STATED TASK:
Exclude images, then output the remaining data verbatim.
----------
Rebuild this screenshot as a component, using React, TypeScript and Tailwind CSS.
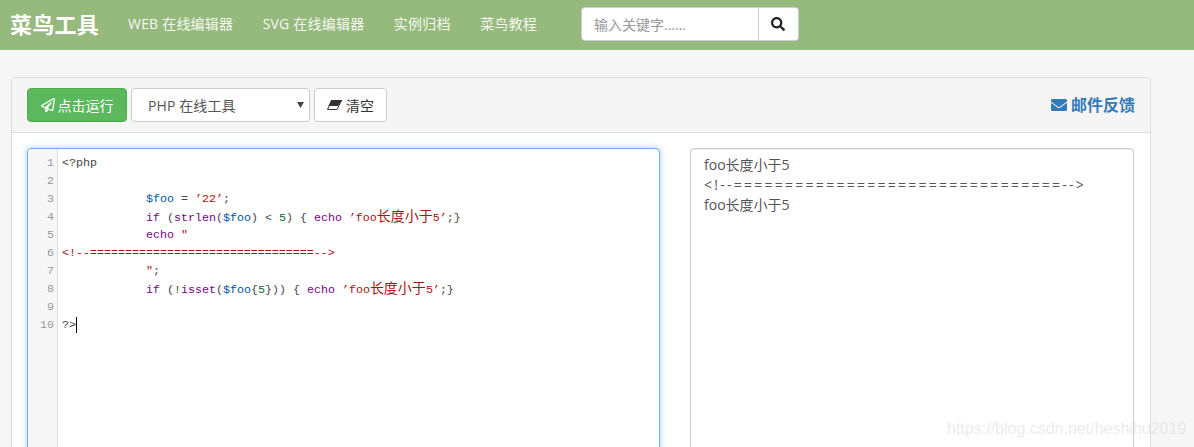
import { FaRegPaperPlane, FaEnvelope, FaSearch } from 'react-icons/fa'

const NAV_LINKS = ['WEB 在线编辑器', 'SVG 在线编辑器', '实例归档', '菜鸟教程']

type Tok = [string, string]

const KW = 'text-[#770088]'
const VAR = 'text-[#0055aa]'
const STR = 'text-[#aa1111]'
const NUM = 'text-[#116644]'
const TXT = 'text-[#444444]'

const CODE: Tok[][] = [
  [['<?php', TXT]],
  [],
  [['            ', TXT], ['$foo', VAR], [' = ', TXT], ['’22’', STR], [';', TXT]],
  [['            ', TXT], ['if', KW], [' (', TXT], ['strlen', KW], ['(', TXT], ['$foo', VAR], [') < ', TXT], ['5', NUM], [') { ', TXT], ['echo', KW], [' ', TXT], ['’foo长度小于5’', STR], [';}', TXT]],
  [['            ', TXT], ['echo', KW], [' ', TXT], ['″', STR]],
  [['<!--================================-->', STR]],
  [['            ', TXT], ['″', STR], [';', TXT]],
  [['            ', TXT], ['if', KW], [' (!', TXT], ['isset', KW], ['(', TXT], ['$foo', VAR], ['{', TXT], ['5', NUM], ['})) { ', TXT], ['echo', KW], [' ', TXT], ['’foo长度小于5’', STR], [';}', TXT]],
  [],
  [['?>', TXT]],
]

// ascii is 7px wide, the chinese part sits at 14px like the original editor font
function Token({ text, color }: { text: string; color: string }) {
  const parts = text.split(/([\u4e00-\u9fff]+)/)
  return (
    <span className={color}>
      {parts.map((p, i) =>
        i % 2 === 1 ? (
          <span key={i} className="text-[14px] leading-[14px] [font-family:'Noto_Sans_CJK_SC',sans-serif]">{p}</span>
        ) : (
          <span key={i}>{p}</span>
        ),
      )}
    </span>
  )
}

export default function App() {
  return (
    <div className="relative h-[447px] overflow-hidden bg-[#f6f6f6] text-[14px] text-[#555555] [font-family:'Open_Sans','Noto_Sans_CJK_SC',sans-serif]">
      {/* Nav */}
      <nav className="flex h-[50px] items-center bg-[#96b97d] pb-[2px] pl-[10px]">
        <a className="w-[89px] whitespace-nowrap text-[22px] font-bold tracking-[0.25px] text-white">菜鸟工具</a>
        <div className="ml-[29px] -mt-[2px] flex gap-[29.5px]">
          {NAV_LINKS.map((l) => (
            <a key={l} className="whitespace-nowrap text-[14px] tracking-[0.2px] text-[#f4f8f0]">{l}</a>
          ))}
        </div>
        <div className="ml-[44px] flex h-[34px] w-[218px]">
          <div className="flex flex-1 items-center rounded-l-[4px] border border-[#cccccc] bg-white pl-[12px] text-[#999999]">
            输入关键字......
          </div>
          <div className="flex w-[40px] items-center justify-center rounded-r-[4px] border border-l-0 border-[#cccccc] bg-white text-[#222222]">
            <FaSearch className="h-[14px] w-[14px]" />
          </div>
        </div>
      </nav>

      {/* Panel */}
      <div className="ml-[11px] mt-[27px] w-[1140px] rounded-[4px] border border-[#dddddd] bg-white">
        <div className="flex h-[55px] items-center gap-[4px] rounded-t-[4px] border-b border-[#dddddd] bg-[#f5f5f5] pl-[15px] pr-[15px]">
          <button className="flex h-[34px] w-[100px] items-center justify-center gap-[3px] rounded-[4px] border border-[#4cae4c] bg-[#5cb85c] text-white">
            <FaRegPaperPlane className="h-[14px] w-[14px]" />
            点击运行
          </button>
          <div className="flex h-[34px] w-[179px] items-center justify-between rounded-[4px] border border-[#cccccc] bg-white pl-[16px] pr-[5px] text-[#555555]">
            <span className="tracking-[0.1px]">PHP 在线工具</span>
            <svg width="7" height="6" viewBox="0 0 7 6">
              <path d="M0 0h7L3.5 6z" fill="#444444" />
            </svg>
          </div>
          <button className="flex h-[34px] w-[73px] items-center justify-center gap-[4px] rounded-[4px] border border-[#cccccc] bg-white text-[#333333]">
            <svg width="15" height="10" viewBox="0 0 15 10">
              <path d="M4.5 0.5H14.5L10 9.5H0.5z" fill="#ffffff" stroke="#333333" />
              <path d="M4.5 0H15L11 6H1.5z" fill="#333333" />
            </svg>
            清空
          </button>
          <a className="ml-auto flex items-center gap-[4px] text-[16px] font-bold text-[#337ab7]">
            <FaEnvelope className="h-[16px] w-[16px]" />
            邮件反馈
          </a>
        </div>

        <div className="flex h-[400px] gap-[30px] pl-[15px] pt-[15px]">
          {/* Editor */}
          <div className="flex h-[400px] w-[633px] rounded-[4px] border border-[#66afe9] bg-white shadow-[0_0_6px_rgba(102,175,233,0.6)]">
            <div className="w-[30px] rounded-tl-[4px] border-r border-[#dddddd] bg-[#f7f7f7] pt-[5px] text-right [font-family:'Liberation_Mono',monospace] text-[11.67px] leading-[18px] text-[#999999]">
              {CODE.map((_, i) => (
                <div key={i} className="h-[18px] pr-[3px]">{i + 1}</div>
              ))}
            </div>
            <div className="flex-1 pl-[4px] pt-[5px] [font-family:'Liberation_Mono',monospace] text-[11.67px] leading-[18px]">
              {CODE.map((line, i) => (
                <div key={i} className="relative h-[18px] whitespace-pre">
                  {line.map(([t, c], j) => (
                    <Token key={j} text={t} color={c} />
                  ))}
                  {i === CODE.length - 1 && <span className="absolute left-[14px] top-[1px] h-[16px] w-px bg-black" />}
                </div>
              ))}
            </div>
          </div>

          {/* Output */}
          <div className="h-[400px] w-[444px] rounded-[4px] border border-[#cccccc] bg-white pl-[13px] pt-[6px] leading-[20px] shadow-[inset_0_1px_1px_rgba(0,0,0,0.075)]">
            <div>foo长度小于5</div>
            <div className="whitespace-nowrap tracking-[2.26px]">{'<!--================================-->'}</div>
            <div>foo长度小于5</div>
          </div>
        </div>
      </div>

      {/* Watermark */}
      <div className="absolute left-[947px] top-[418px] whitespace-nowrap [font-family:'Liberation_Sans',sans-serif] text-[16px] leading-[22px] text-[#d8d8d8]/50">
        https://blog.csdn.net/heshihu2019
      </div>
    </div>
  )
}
----------
RESPONSE TO THIS EXERCISE:
Rebuild this screenshot as a component, using React, TypeScript and Tailwind CSS.
import { FaRegPaperPlane, FaEnvelope, FaSearch } from 'react-icons/fa'

const NAV_LINKS = ['WEB 在线编辑器', 'SVG 在线编辑器', '实例归档', '菜鸟教程']

type Tok = [string, string]

const KW = 'text-[#770088]'
const VAR = 'text-[#0055aa]'
const STR = 'text-[#aa1111]'
const NUM = 'text-[#116644]'
const TXT = 'text-[#444444]'

const CODE: Tok[][] = [
  [['<?php', TXT]],
  [],
  [['            ', TXT], ['$foo', VAR], [' = ', TXT], ['’22’', STR], [';', TXT]],
  [['            ', TXT], ['if', KW], [' (', TXT], ['strlen', KW], ['(', TXT], ['$foo', VAR], [') < ', TXT], ['5', NUM], [') { ', TXT], ['echo', KW], [' ', TXT], ['’foo长度小于5’', STR], [';}', TXT]],
  [['            ', TXT], ['echo', KW], [' ', TXT], ['″', STR]],
  [['<!--================================-->', STR]],
  [['            ', TXT], ['″', STR], [';', TXT]],
  [['            ', TXT], ['if', KW], [' (!', TXT], ['isset', KW], ['(', TXT], ['$foo', VAR], ['{', TXT], ['5', NUM], ['})) { ', TXT], ['echo', KW], [' ', TXT], ['’foo长度小于5’', STR], [';}', TXT]],
  [],
  [['?>', TXT]],
]

// ascii is 7px wide, the chinese part sits at 14px like the original editor font
function Token({ text, color }: { text: string; color: string }) {
  const parts = text.split(/([\u4e00-\u9fff]+)/)
  return (
    <span className={color}>
      {parts.map((p, i) =>
        i % 2 === 1 ? (
          <span key={i} className="text-[14px] leading-[14px] [font-family:'Noto_Sans_CJK_SC',sans-serif]">{p}</span>
        ) : (
          <span key={i}>{p}</span>
        ),
      )}
    </span>
  )
}

export default function App() {
  return (
    <div className="relative h-[447px] overflow-hidden bg-[#f6f6f6] text-[14px] text-[#555555] [font-family:'Open_Sans','Noto_Sans_CJK_SC',sans-serif]">
      {/* Nav */}
      <nav className="flex h-[50px] items-center bg-[#96b97d] pb-[2px] pl-[10px]">
        <a className="w-[89px] whitespace-nowrap text-[22px] font-bold tracking-[0.25px] text-white">菜鸟工具</a>
        <div className="ml-[29px] -mt-[2px] flex gap-[29.5px]">
          {NAV_LINKS.map((l) => (
            <a key={l} className="whitespace-nowrap text-[14px] tracking-[0.2px] text-[#f4f8f0]">{l}</a>
          ))}
        </div>
        <div className="ml-[44px] flex h-[34px] w-[218px]">
          <div className="flex flex-1 items-center rounded-l-[4px] border border-[#cccccc] bg-white pl-[12px] text-[#999999]">
            输入关键字......
          </div>
          <div className="flex w-[40px] items-center justify-center rounded-r-[4px] border border-l-0 border-[#cccccc] bg-white text-[#222222]">
            <FaSearch className="h-[14px] w-[14px]" />
          </div>
        </div>
      </nav>

      {/* Panel */}
      <div className="ml-[11px] mt-[27px] w-[1140px] rounded-[4px] border border-[#dddddd] bg-white">
        <div className="flex h-[55px] items-center gap-[4px] rounded-t-[4px] border-b border-[#dddddd] bg-[#f5f5f5] pl-[15px] pr-[15px]">
          <button className="flex h-[34px] w-[100px] items-center justify-center gap-[3px] rounded-[4px] border border-[#4cae4c] bg-[#5cb85c] text-white">
            <FaRegPaperPlane className="h-[14px] w-[14px]" />
            点击运行
          </button>
          <div className="flex h-[34px] w-[179px] items-center justify-between rounded-[4px] border border-[#cccccc] bg-white pl-[16px] pr-[5px] text-[#555555]">
            <span className="tracking-[0.1px]">PHP 在线工具</span>
            <svg width="7" height="6" viewBox="0 0 7 6">
              <path d="M0 0h7L3.5 6z" fill="#444444" />
            </svg>
          </div>
          <button className="flex h-[34px] w-[73px] items-center justify-center gap-[4px] rounded-[4px] border border-[#cccccc] bg-white text-[#333333]">
            <svg width="15" height="10" viewBox="0 0 15 10">
              <path d="M4.5 0.5H14.5L10 9.5H0.5z" fill="#ffffff" stroke="#333333" />
              <path d="M4.5 0H15L11 6H1.5z" fill="#333333" />
            </svg>
            清空
          </button>
          <a className="ml-auto flex items-center gap-[4px] text-[16px] font-bold text-[#337ab7]">
            <FaEnvelope className="h-[16px] w-[16px]" />
            邮件反馈
          </a>
        </div>

        <div className="flex h-[400px] gap-[30px] pl-[15px] pt-[15px]">
          {/* Editor */}
          <div className="flex h-[400px] w-[633px] rounded-[4px] border border-[#66afe9] bg-white shadow-[0_0_6px_rgba(102,175,233,0.6)]">
            <div className="w-[30px] rounded-tl-[4px] border-r border-[#dddddd] bg-[#f7f7f7] pt-[5px] text-right [font-family:'Liberation_Mono',monospace] text-[11.67px] leading-[18px] text-[#999999]">
              {CODE.map((_, i) => (
                <div key={i} className="h-[18px] pr-[3px]">{i + 1}</div>
              ))}
            </div>
            <div className="flex-1 pl-[4px] pt-[5px] [font-family:'Liberation_Mono',monospace] text-[11.67px] leading-[18px]">
              {CODE.map((line, i) => (
                <div key={i} className="relative h-[18px] whitespace-pre">
                  {line.map(([t, c], j) => (
                    <Token key={j} text={t} color={c} />
                  ))}
                  {i === CODE.length - 1 && <span className="absolute left-[14px] top-[1px] h-[16px] w-px bg-black" />}
                </div>
              ))}
            </div>
          </div>

          {/* Output */}
          <div className="h-[400px] w-[444px] rounded-[4px] border border-[#cccccc] bg-white pl-[13px] pt-[6px] leading-[20px] shadow-[inset_0_1px_1px_rgba(0,0,0,0.075)]">
            <div>foo长度小于5</div>
            <div className="whitespace-nowrap tracking-[2.26px]">{'<!--================================-->'}</div>
            <div>foo长度小于5</div>
          </div>
        </div>
      </div>

      {/* Watermark */}
      <div className="absolute left-[947px] top-[418px] whitespace-nowrap [font-family:'Liberation_Sans',sans-serif] text-[16px] leading-[22px] text-[#d8d8d8]/50">
        https://blog.csdn.net/heshihu2019
      </div>
    </div>
  )
}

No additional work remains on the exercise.